On the other hand, states with long foreclosure timelines—New York, New Jersey, and Connecticut—may see price declines.

According to the report, Arizona currently liquidates nearly twice as many mortgages per month compared to New York and New Jersey combined.

In order to determine sustainability, Fitch conducted an analysis using its Sustainable Home Price (SHP) model. The ratings agency found 22 metros out of 41 are currently “undervalued” or “sustainable,” while five were categorized as “overvalued” by 5 to 10 percent. In 2010, 23 metro areas were overvalued by 10 to 25 percent.

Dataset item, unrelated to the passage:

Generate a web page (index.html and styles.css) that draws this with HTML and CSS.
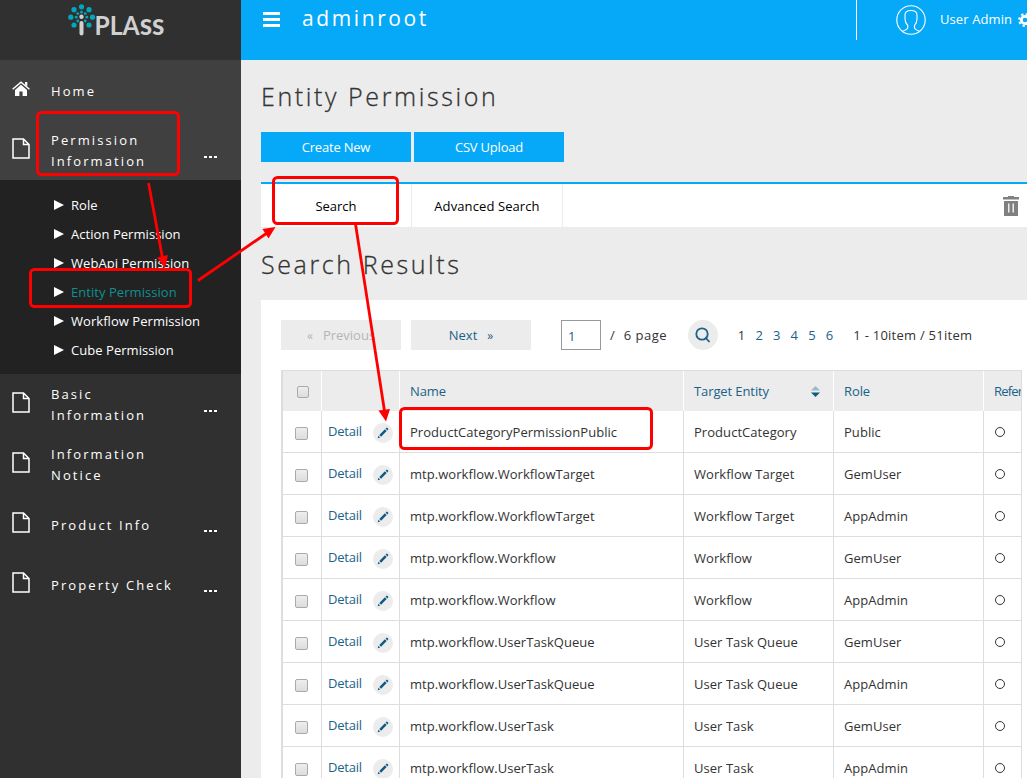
FILE: index.html
```html
<!DOCTYPE html>
<html lang="en">
<head>
    <meta charset="UTF-8">
    <meta name="viewport" content="width=device-width, initial-scale=1.0">
    <title>Entity Permission</title>
    <link rel="stylesheet" href="styles.css">
</head>
<body>
    <!-- shared icons -->
    <svg class="icon-defs">
        <symbol id="icon-doc" viewBox="0 0 18 21">
            <path d="M1 1h10.500l5.500 5.500V20H1zM11.500 1v5.500H17" fill="none" stroke="#fff" stroke-width="1.500"/>
        </symbol>
        <symbol id="icon-pen" viewBox="0 0 12 12">
            <path d="M.8 11.200l.6-2.400L3.200 10.600zM2.300 7.900L7.900 2.300 9.700 4.100 4.100 9.700zM8.600 1.600L9.500.7Q10 .4 10.500.9L11.100 1.500Q11.600 2 11.200 2.500L10.400 3.400z" fill="#0f5b85"/>
        </symbol>
    </svg>

    <div class="page">
        <aside class="sidebar">
            <div class="logo">
                <svg width="110" height="40" viewBox="0 0 110 40">
                    <g fill="#00a7bd">
                        <circle cx="15.500" cy="2.800" r="2.600"/>
                        <circle cx="8" cy="5.700" r="2.600"/>
                        <circle cx="23" cy="5.700" r="2.600"/>
                        <circle cx="4.800" cy="13.200" r="2.600"/>
                        <circle cx="26.500" cy="13.200" r="2.600"/>
                        <circle cx="8" cy="21" r="2.600"/>
                        <circle cx="23" cy="21" r="2.600"/>
                        <circle cx="15.500" cy="8" r="1.500"/>
                        <circle cx="11.800" cy="9.600" r="1.400"/>
                        <circle cx="19.200" cy="9.600" r="1.400"/>
                        <circle cx="10.200" cy="13.200" r="1.400"/>
                        <circle cx="20.800" cy="13.200" r="1.400"/>
                        <circle cx="11.800" cy="17" r="1.400"/>
                        <circle cx="19.200" cy="17" r="1.400"/>
                    </g>
                    <circle cx="15.500" cy="12.800" r="2.200" fill="#d0d0d0"/>
                    <path d="M15.500 19v10.500" stroke="#d0d0d0" stroke-width="4" stroke-linecap="round"/>
                    <text class="logo-text" x="28.500" y="31" textLength="70" lengthAdjust="spacingAndGlyphs">PLA<tspan class="logo-small">ss</tspan></text>
                </svg>
            </div>
            <nav class="menu">
                <a class="menu-item active">
                    <svg class="menu-icon home" width="18" height="16" viewBox="0 0 18 16">
                        <path d="M9 3.800L15 9v6h-4.400v-4.500H7.400V15H3V9z" fill="#fff"/>
                        <path d="M.6 8.300L9 1.200l8.400 7.100" fill="none" stroke="#fff" stroke-width="1.500"/>
                        <path d="M13 1h2.300v4.500L13 3.500z" fill="#fff"/>
                    </svg>
                    <span class="menu-label">Home</span>
                </a>
                <a class="menu-item active">
                    <svg class="menu-icon"><use href="#icon-doc"/></svg>
                    <span class="menu-label">Permission Information</span>
                    <span class="more"><i></i><i></i><i></i></span>
                </a>
                <ul class="submenu">
                    <li>Role</li>
                    <li>Action Permission</li>
                    <li>WebApi Permission</li>
                    <li class="current">Entity Permission</li>
                    <li>Workflow Permission</li>
                    <li>Cube Permission</li>
                </ul>
                <a class="menu-item">
                    <svg class="menu-icon"><use href="#icon-doc"/></svg>
                    <span class="menu-label">Basic Information</span>
                    <span class="more"><i></i><i></i><i></i></span>
                </a>
                <a class="menu-item">
                    <svg class="menu-icon"><use href="#icon-doc"/></svg>
                    <span class="menu-label">Information Notice</span>
                </a>
                <a class="menu-item">
                    <svg class="menu-icon"><use href="#icon-doc"/></svg>
                    <span class="menu-label">Product Info</span>
                    <span class="more"><i></i><i></i><i></i></span>
                </a>
                <a class="menu-item">
                    <svg class="menu-icon"><use href="#icon-doc"/></svg>
                    <span class="menu-label">Property Check</span>
                    <span class="more"><i></i><i></i><i></i></span>
                </a>
            </nav>
        </aside>

        <div class="main">
            <header class="topbar">
                <div class="burger"><i></i><i></i><i></i></div>
                <div class="tenant">adminroot</div>
                <div class="user">
                    <svg class="avatar" width="30" height="30" viewBox="0 0 30 30" fill="none" stroke="#fff" stroke-width="1.100">
                        <circle cx="15" cy="15" r="14.200"/>
                        <path d="M6.500 26.300Q11.800 24.500 11.800 22.500V20.500Q9 17.500 9 14V10Q9 5.500 15 5.500T21 10V14Q21 17.500 18.500 20.500V22.500Q18.500 24.500 23.500 26.300"/>
                    </svg>
                    <span class="user-name">User Admin</span>
                    <svg class="gear" width="14" height="14" viewBox="0 0 14 14" fill="none" stroke="#fff">
                        <circle cx="7" cy="7" r="3.700" stroke-width="2.800"/>
                        <circle cx="7" cy="7" r="5.900" stroke-width="2" stroke-dasharray="2.300 2.330"/>
                    </svg>
                </div>
            </header>

            <main class="content">
                <h2>Entity Permission</h2>
                <div class="actions">
                    <a class="btn">Create New</a>
                    <a class="btn">CSV Upload</a>
                </div>
                <div class="tabs">
                    <a class="tab">Search</a>
                    <a class="tab advanced">Advanced Search</a>
                    <svg class="trash" width="16" height="20" viewBox="0 0 16 20">
                        <path d="M0 1h5V0h6v1h5v2.500H0zM1 5h14v15H1z" fill="#808080"/>
                        <path d="M5.800 7.500v9M10.200 7.500v9" stroke="#fff" stroke-width="1.300"/>
                    </svg>
                </div>
                <h2 class="results-title">Search Results</h2>

                <div class="panel">
                    <div class="pager">
                        <a class="page-btn disabled"><small>«</small><span>Previous</span></a>
                        <a class="page-btn next"><span>Next</span><small>»</small></a>
                        <input class="page-no" type="text" value="1">
                        <span class="slash">/</span>
                        <span class="page-total">6 page</span>
                        <a class="go">
                            <svg width="16" height="16" viewBox="0 0 16 16" fill="none" stroke="#1a6288" stroke-width="1.800">
                                <circle cx="7" cy="7" r="5.700"/>
                                <path d="M10.300 10.300L14.500 15"/>
                            </svg>
                        </a>
                        <div class="page-links"><a class="on">1</a><a>2</a><a>3</a><a>4</a><a>5</a><a>6</a></div>
                        <span class="count">1 - 10item / 51item</span>
                    </div>

                    <div class="grid">
                        <table>
                            <thead>
                                <tr>
                                    <th class="check"><input type="checkbox"></th>
                                    <th class="link"></th>
                                    <th class="name">Name</th>
                                    <th class="target">
                                        <div class="sortable">Target Entity
                                            <svg width="9" height="11" viewBox="0 0 9 11">
                                                <path d="M0 4.500L4.500 0 9 4.500z" fill="#9db9c8"/>
                                                <path d="M0 6.500h9L4.500 11z" fill="#0f5b85"/>
                                            </svg>
                                        </div>
                                    </th>
                                    <th class="role">Role</th>
                                    <th class="ref">Refer</th>
                                </tr>
                            </thead>
                            <tbody>
                                <tr>
                                    <td class="check"><input type="checkbox"></td>
                                    <td class="link"><div><a>Detail</a><span class="edit"><svg><use href="#icon-pen"/></svg></span></div></td>
                                    <td>ProductCategoryPermissionPublic</td>
                                    <td>ProductCategory</td>
                                    <td>Public</td>
                                    <td><i class="ring"></i></td>
                                </tr>
                                <tr>
                                    <td class="check"><input type="checkbox"></td>
                                    <td class="link"><div><a>Detail</a><span class="edit"><svg><use href="#icon-pen"/></svg></span></div></td>
                                    <td>mtp.workflow.WorkflowTarget</td>
                                    <td>Workflow Target</td>
                                    <td>GemUser</td>
                                    <td><i class="ring"></i></td>
                                </tr>
                                <tr>
                                    <td class="check"><input type="checkbox"></td>
                                    <td class="link"><div><a>Detail</a><span class="edit"><svg><use href="#icon-pen"/></svg></span></div></td>
                                    <td>mtp.workflow.WorkflowTarget</td>
                                    <td>Workflow Target</td>
                                    <td>AppAdmin</td>
                                    <td><i class="ring"></i></td>
                                </tr>
                                <tr>
                                    <td class="check"><input type="checkbox"></td>
                                    <td class="link"><div><a>Detail</a><span class="edit"><svg><use href="#icon-pen"/></svg></span></div></td>
                                    <td>mtp.workflow.Workflow</td>
                                    <td>Workflow</td>
                                    <td>GemUser</td>
                                    <td><i class="ring"></i></td>
                                </tr>
                                <tr>
                                    <td class="check"><input type="checkbox"></td>
                                    <td class="link"><div><a>Detail</a><span class="edit"><svg><use href="#icon-pen"/></svg></span></div></td>
                                    <td>mtp.workflow.Workflow</td>
                                    <td>Workflow</td>
                                    <td>AppAdmin</td>
                                    <td><i class="ring"></i></td>
                                </tr>
                                <tr>
                                    <td class="check"><input type="checkbox"></td>
                                    <td class="link"><div><a>Detail</a><span class="edit"><svg><use href="#icon-pen"/></svg></span></div></td>
                                    <td>mtp.workflow.UserTaskQueue</td>
                                    <td>User Task Queue</td>
                                    <td>GemUser</td>
                                    <td><i class="ring"></i></td>
                                </tr>
                                <tr>
                                    <td class="check"><input type="checkbox"></td>
                                    <td class="link"><div><a>Detail</a><span class="edit"><svg><use href="#icon-pen"/></svg></span></div></td>
                                    <td>mtp.workflow.UserTaskQueue</td>
                                    <td>User Task Queue</td>
                                    <td>AppAdmin</td>
                                    <td><i class="ring"></i></td>
                                </tr>
                                <tr>
                                    <td class="check"><input type="checkbox"></td>
                                    <td class="link"><div><a>Detail</a><span class="edit"><svg><use href="#icon-pen"/></svg></span></div></td>
                                    <td>mtp.workflow.UserTask</td>
                                    <td>User Task</td>
                                    <td>GemUser</td>
                                    <td><i class="ring"></i></td>
                                </tr>
                                <tr>
                                    <td class="check"><input type="checkbox"></td>
                                    <td class="link"><div><a>Detail</a><span class="edit"><svg><use href="#icon-pen"/></svg></span></div></td>
                                    <td>mtp.workflow.UserTask</td>
                                    <td>User Task</td>
                                    <td>AppAdmin</td>
                                    <td><i class="ring"></i></td>
                                </tr>
                            </tbody>
                        </table>
                    </div>
                </div>
            </main>
        </div>
    </div>

    <!-- walkthrough marks -->
    <svg class="marks" width="1027" height="778" viewBox="0 0 1027 778">
        <g fill="none" stroke="#f00" stroke-width="3">
            <rect x="37.500" y="112.500" width="141" height="62" rx="4"/>
            <rect x="30.500" y="269.500" width="160" height="37" rx="4"/>
            <rect x="273.500" y="177.500" width="124" height="46" rx="4"/>
            <rect x="400.500" y="408.500" width="251" height="40" rx="4"/>
        </g>
        <g stroke="#f00" stroke-width="2.800">
            <path d="M148.500 183L162.500 258M198 280.500L267 233M355.500 224L384.500 411"/>
        </g>
        <g fill="#f00">
            <path d="M157 257.500L168 255L165 268z"/>
            <path d="M262.500 229L275.500 227L268.500 238.500z"/>
            <path d="M378.500 410.500L390 409L386 421.500z"/>
        </g>
    </svg>
</body>
</html>
```
FILE: styles.css
```css
* {
    box-sizing: border-box;
}
body {
    margin: 0;
    height: 778px;
    overflow: hidden;
    background: #ececec;
    color: #333;
    font-family: "Open Sans", "Noto Sans", sans-serif;
    font-size: 13px;
}
.icon-defs {
    display: none;
}
.page {
    display: flex;
    height: 778px;
}

/* sidebar */
.sidebar {
    flex: none;
    width: 241px;
    background: #303030;
    color: #fff;
}
.logo {
    height: 60px;
    padding: 4px 0 0 66px;
}
.logo svg {
    display: block;
    overflow: visible;
}
.logo-text {
    font-family: "Lato", sans-serif;
    font-size: 27px;
    font-weight: bold;
    fill: #d0d0d0;
}
.logo-small {
    font-size: 31px;
}
.menu-item {
    display: flex;
    height: 60px;
    padding: 0 24px 0 12px;
    align-items: center;
}
.menu-item.active {
    background: #404040;
}
.menu-icon {
    flex: none;
    width: 18px;
    height: 21px;
    margin-top: -3px;
}
.menu-icon.home {
    height: 16px;
}
.menu-label {
    width: 130px;
    margin-left: 21px;
    padding-top: 2px;
    line-height: 21px;
    letter-spacing: 2.1px;
}
.more {
    display: flex;
    gap: 2px;
    margin: 14px 0 0 auto;
}
.more i {
    width: 3px;
    height: 2px;
    background: #fff;
}
.submenu {
    height: 194px;
    margin: 0;
    padding: 10px 0 0 54px;
    list-style: none;
    background: #222;
}
.submenu li {
    display: flex;
    align-items: center;
    height: 29px;
    letter-spacing: 0.05px;
}
.submenu li::before {
    content: "";
    margin-right: 7px;
    border: 5.5px solid transparent;
    border-left: 10px solid #fff;
    border-right: 0;
}
.submenu .current {
    color: #0f8f8f;
}

/* header */
.main {
    flex: 1;
    min-width: 0;
}
.topbar {
    display: flex;
    height: 60px;
    background: #05a9f7;
    color: #fff;
}
.burger {
    display: flex;
    flex-direction: column;
    gap: 3px;
    margin: 12px 0 0 22px;
}
.burger i {
    width: 17px;
    height: 3px;
    background: #fff;
}
.tenant {
    margin: 4px 0 0 22px;
    font-size: 21px;
    line-height: 28px;
    letter-spacing: 2.6px;
}
.user {
    display: flex;
    flex: none;
    width: 171px;
    height: 40px;
    margin-left: auto;
    padding-left: 39px;
    border-left: 1px solid #fff;
    align-items: center;
}
.avatar {
    flex: none;
}
.user-name {
    flex: none;
    width: 73px;
    margin: -2px 5px 0 14px;
    letter-spacing: 0.1px;
    white-space: nowrap;
}
.gear {
    flex: none;
}

/* content */
.content {
    padding: 17px 0 0 20px;
}
h2 {
    height: 40px;
    margin: 0;
    font-size: 25px;
    font-weight: 300;
    line-height: 38px;
    letter-spacing: 2.6px;
    -webkit-text-stroke: 0.3px #333;
}
.actions {
    display: flex;
    gap: 3px;
    margin-top: 15px;
}
.btn {
    width: 150px;
    height: 30px;
    background: #05a9f7;
    color: #fff;
    letter-spacing: -0.2px;
    line-height: 30px;
    text-align: center;
}
.tabs {
    display: flex;
    height: 45px;
    margin-top: 20px;
    padding-right: 8px;
    border-top: 2px solid #05a9f7;
    background: #fff;
    align-items: center;
}
.tab {
    width: 151px;
    height: 43px;
    border-right: 1px solid #ececec;
    color: #000;
    line-height: 44px;
    text-align: center;
}
.advanced {
    letter-spacing: 0.1px;
}
.trash {
    margin-left: auto;
}
.results-title {
    margin-top: 18px;
}
.panel {
    height: 478px;
    margin-top: 15px;
    padding: 20px 5px 0 20px;
    background: #fff;
}

/* pager */
.pager {
    display: flex;
    height: 30px;
    align-items: center;
}
.page-btn {
    display: flex;
    width: 120px;
    height: 30px;
    margin-right: 10px;
    background: #ececec;
    color: #1a6288;
    align-items: center;
    justify-content: center;
    gap: 10px;
}
.page-btn small {
    font-size: 12px;
}
.page-btn.disabled {
    color: #b5b5b5;
}
.page-no {
    width: 40px;
    height: 30px;
    margin-left: 20px;
    padding: 2px 0 0 6px;
    border: 1px solid #999;
    color: #1a6288;
    font: inherit;
}
.slash {
    margin-left: 9px;
}
.page-total {
    width: 44px;
    margin-left: 9px;
    letter-spacing: 0.5px;
    white-space: nowrap;
}
.go {
    display: flex;
    width: 30px;
    height: 30px;
    margin-left: 20px;
    border-radius: 50%;
    background: #ececec;
    align-items: center;
    justify-content: center;
}
.page-links {
    display: flex;
    margin-left: 20px;
    color: #1a6288;
}
.page-links a {
    width: 17.6px;
}
.page-links .on {
    color: #333;
}
.count {
    margin-left: 10px;
    letter-spacing: 0.25px;
    white-space: nowrap;
}

/* result table */
.grid {
    height: 408px;
    margin-top: 20px;
    border: 1px solid #ddd;
    border-bottom: 0;
    overflow: hidden;
}
table {
    width: 850px;
    table-layout: fixed;
    border-spacing: 0;
    border-left: 1px solid #ddd;
}
th, td {
    height: 42px;
    padding: 0 10px;
    border-right: 1px solid #ddd;
    border-bottom: 1px solid #ddd;
    letter-spacing: 0.05px;
    text-align: left;
    white-space: nowrap;
}
th {
    height: 40px;
    border-right-color: #fff;
    border-bottom: 0;
    background: #ececec;
    color: #1a6288;
    font-weight: normal;
    letter-spacing: -0.1px;
}
.ref {
    padding-right: 0;
    letter-spacing: -0.8px;
}
.check {
    width: 39px;
    padding: 4px 0 0;
    text-align: center;
}
.check input {
    display: block;
    width: 13px;
    height: 13px;
    margin: 0 0 0 12px;
    appearance: none;
    border: 1px solid #aaa;
    border-radius: 2px;
    background: linear-gradient(#eee, #dcdcdc);
}
th.check {
    padding-top: 2px;
}
th.check input {
    width: 12px;
    height: 12px;
    margin-left: 14px;
}
.link {
    width: 78px;
    padding: 0 6px;
}
.link div {
    display: flex;
    align-items: center;
    justify-content: space-between;
    color: #1a6288;
}
.link a {
    margin-top: -2px;
    letter-spacing: -0.2px;
}
.edit {
    display: flex;
    width: 20px;
    height: 20px;
    margin-top: 2px;
    border-radius: 50%;
    background: #ececec;
    align-items: center;
    justify-content: center;
}
.edit svg {
    width: 12px;
    height: 12px;
}
.name {
    width: 284px;
}
.target, .role {
    width: 150px;
}
.sortable {
    display: flex;
    align-items: center;
    justify-content: space-between;
    padding-right: 3px;
}
.ring {
    display: block;
    width: 10px;
    height: 10px;
    margin-left: 1px;
    border: 1px solid #333;
    border-radius: 50%;
}

/* drawn over the page */
.marks {
    position: absolute;
    top: 0;
    left: 0;
}
```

The report highlighted hardest hit metros such as Phoenix, Atlanta, and Riverside, noting they are now beginning to recover and are currently considered “undervalued.”

New York and New Jersey, though, were categorized as overvalued by 10 percent to 15 percent, hindered by their large inventory of distressed properties and long foreclosure timelines, according to Fitch. And, high unemployment could hurt Los Angeles and Union, New Jersey and lead to a roughly 10 percent decline.

On a national level, Fitch admitted it holds a more somber view of prices and says price growth “is likely to be muted or even modestly negative in the near-term as liquidation volumes increase and expand supply, particularly in the lengthy judicial states where inventory has been off the market.”

Fitch warned “short-term price movements can be misleading when the impact of distressed properties has been withheld from the market.”

If liquidations continue at their current pace, Fitch estimated it would take 34 months to clear out the inventory of serious delinquencies, down from 44 months a year ago.

“While positive, the improvement masks those markets with disproportionately large inventories that have yet to be cleared and where double-digit price declines are projected,” the report noted.

In New York and New Jersey, it would take 10 years to clear out serious delinquencies, or loans 90 days or more past due, according to Fitch.

Fitch: Price Growth Not Driven by Fundamentals.